Indonesia berkategori rendah dalam probabilitas transisi ke rezim otokrasi. Meskipun demokrasi di Indonesia itu mundur, tetapi kemungkinan Indonesia terjatuh pada rezim otokrasi lebih kecil dibanding negara-negara seperti Filipina, Malaysia, dan India.


 
“Ini salah satu buku yang boleh dikatakan sebagai buku paling mutakhir. Biasanya digunakan orang untuk melihat perkembangan demokrasi di Indonesia, dan NU menjadi bagian dari itu.

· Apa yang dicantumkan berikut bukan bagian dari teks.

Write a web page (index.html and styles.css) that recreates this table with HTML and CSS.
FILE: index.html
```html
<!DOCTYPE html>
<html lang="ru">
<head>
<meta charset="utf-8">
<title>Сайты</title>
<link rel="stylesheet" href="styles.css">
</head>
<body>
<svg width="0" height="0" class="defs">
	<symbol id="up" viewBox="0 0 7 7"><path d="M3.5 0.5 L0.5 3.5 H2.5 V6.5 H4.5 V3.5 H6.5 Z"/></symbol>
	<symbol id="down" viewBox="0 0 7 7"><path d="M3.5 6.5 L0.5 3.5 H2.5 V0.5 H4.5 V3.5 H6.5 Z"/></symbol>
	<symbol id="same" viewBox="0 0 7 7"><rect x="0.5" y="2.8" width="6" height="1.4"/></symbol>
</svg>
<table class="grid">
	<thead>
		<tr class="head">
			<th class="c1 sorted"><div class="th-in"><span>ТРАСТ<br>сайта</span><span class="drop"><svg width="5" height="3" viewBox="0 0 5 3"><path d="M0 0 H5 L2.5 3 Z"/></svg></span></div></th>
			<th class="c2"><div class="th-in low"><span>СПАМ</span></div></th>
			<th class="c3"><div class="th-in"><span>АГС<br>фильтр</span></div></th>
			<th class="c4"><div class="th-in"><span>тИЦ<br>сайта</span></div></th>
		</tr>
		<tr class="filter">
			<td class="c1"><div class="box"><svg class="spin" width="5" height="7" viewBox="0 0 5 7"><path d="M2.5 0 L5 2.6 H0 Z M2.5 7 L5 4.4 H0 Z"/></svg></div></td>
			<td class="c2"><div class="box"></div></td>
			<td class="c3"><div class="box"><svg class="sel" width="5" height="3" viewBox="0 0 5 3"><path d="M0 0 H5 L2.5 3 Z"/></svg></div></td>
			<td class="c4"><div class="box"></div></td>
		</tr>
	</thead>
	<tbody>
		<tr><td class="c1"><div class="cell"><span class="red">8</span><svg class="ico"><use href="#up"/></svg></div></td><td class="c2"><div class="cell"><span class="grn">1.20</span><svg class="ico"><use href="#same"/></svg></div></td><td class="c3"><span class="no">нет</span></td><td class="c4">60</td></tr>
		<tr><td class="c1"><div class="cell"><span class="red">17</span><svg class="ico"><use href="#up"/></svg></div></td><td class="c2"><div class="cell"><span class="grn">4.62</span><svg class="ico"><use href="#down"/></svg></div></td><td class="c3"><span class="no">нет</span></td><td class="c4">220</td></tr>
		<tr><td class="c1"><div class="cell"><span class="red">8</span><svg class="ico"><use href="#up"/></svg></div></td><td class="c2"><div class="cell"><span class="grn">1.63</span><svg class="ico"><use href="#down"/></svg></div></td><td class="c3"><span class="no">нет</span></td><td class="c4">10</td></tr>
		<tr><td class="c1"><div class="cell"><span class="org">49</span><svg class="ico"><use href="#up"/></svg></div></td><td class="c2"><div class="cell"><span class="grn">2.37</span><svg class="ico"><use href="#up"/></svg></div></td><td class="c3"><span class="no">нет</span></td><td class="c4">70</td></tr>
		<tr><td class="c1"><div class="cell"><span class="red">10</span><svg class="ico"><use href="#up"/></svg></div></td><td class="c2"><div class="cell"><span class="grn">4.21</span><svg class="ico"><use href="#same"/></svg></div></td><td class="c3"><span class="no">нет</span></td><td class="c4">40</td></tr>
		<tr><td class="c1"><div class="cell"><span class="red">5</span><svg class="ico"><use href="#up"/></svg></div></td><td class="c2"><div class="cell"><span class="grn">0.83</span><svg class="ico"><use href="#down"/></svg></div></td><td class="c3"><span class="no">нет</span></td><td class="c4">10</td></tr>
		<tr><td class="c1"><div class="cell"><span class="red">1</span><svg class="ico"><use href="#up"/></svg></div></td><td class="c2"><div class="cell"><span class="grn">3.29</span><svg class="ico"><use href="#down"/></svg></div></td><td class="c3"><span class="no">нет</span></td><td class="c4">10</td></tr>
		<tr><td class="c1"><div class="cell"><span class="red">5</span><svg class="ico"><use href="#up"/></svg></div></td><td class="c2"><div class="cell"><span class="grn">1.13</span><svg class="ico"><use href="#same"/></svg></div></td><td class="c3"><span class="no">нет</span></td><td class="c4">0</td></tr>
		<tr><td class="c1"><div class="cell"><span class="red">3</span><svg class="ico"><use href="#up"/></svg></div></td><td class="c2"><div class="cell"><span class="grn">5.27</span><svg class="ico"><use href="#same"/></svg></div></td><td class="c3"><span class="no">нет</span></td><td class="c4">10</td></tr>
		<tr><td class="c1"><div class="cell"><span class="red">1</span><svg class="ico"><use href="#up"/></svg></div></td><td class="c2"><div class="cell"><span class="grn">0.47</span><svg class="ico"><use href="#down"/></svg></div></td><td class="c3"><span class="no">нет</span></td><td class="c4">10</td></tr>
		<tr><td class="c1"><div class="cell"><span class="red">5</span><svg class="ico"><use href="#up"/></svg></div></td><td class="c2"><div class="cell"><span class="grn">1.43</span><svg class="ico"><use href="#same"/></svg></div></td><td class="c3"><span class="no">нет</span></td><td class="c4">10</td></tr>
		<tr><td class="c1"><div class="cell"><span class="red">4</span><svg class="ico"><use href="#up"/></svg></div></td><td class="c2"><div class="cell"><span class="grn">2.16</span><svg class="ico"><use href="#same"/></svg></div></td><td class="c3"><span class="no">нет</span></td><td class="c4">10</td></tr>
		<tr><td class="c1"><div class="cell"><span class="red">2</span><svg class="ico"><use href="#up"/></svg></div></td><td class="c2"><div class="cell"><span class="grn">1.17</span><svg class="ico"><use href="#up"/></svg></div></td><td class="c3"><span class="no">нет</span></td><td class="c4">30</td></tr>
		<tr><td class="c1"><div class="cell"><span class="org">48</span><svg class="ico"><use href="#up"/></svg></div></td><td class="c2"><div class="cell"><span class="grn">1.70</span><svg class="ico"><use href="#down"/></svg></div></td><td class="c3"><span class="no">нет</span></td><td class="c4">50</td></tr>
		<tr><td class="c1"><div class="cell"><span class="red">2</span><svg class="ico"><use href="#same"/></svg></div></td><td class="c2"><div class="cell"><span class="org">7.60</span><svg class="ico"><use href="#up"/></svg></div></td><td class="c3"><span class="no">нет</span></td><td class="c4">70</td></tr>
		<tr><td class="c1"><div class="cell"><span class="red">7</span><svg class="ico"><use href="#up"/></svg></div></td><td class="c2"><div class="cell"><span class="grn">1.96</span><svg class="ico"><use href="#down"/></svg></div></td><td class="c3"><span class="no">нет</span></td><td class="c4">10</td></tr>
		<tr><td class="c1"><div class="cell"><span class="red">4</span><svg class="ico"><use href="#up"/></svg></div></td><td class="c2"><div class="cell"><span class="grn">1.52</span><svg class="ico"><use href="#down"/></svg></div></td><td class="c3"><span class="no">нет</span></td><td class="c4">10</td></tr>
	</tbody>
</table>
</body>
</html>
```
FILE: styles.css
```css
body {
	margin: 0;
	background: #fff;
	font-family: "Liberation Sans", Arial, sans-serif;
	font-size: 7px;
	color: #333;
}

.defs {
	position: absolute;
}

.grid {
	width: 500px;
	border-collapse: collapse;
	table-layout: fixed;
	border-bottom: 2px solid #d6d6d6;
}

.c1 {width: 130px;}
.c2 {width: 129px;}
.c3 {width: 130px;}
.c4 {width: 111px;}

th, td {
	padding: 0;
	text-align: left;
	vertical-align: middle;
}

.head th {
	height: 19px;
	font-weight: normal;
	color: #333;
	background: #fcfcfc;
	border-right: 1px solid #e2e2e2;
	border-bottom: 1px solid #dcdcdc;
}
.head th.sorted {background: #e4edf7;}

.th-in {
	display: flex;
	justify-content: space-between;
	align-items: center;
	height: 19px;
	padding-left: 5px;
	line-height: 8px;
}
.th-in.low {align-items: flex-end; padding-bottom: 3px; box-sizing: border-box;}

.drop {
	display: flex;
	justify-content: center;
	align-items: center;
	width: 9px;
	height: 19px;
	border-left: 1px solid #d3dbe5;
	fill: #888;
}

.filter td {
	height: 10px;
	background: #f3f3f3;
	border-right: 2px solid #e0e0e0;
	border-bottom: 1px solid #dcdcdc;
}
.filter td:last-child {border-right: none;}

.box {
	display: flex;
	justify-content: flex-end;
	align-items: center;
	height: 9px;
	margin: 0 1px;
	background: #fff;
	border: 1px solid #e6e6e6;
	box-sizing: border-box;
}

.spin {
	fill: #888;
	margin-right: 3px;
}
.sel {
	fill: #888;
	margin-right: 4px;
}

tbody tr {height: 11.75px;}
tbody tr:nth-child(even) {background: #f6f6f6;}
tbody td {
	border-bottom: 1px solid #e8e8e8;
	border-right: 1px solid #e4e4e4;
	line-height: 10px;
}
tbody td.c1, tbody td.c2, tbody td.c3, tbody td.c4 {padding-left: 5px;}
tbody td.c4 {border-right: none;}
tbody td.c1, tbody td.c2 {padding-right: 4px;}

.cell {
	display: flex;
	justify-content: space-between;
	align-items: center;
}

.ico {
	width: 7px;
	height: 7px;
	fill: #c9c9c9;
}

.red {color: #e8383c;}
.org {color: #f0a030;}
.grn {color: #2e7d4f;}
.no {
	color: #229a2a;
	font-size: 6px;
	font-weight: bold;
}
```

Bahkan kalau kita mengklaim bahwa NU adalah pemilik sah negara Indonesia, maka kita juga punya tanggung jawab untuk menghadapi situasi ini,” terang Rumadi.

 

Berdasarkan penilaian dari Economist Intelligence Unit (EIU), indeks demokrasi Indonesia terendah dalam 14 tahun terakhir. Indonesia menduduki peringkat ke-64 dunia dari 167 negara dan mendapat indeks demokrasi dengan skor 6,3. Peringkat teratas diduduki Norwegia dengan skor 9,81 disusul oleh Islandia (9,37) dan Swedia (9,26).

 

Di Indonesia, EIU memberikan skor 7,92 untuk proses pemilihan umum (pemilu) dan pluralisme, sedangkan fungsi dan kinerja pemerintah dengan skor 7,50. Kemudian partisipasi politik mendapat skor 6,11, budaya politik 4,38, dan kebebasan sipil dengan skor 5,59. Indeks ini disusun EIU sejak 2006 dengan tujuan untuk mengukur keadaan demokrasi di 167 negara di dunia.

 

“Kalau NU mau berkontribusi untuk meningkatkan penguatan demokrasi itu kira-kira ada di mana? Bagian paling rendah adalah kebebasan sipil dan budaya politik. Kebebasan sipil misalnya muncul tindakan-tindakan intoleransi di berbagai macam tempat yang melibatkan banyak tokoh keagamaan di sebuah wilayah itu seringkali dijadikan sebagai argumentasi,” terang Rumadi.

 

Para Indonesianis, kata Rumadi, menganggap bahwa keterlibatan tokoh-tokoh keagamaan termasuk NU dalam tindakan intoleransi menjadi ancaman terhadap kebebasan sipil. Begitu pula budaya politik yang masih mengkhawatirkan.

 

“Misalnya dalam Pilkada DKI itu selalu dijadikan sebagai salah satu contoh bahwa kita masih dalam masa yang sangat krusial. Pada masa Pilpres 2019 juga sama yang kurang lebih terjadi,” pungkasnya.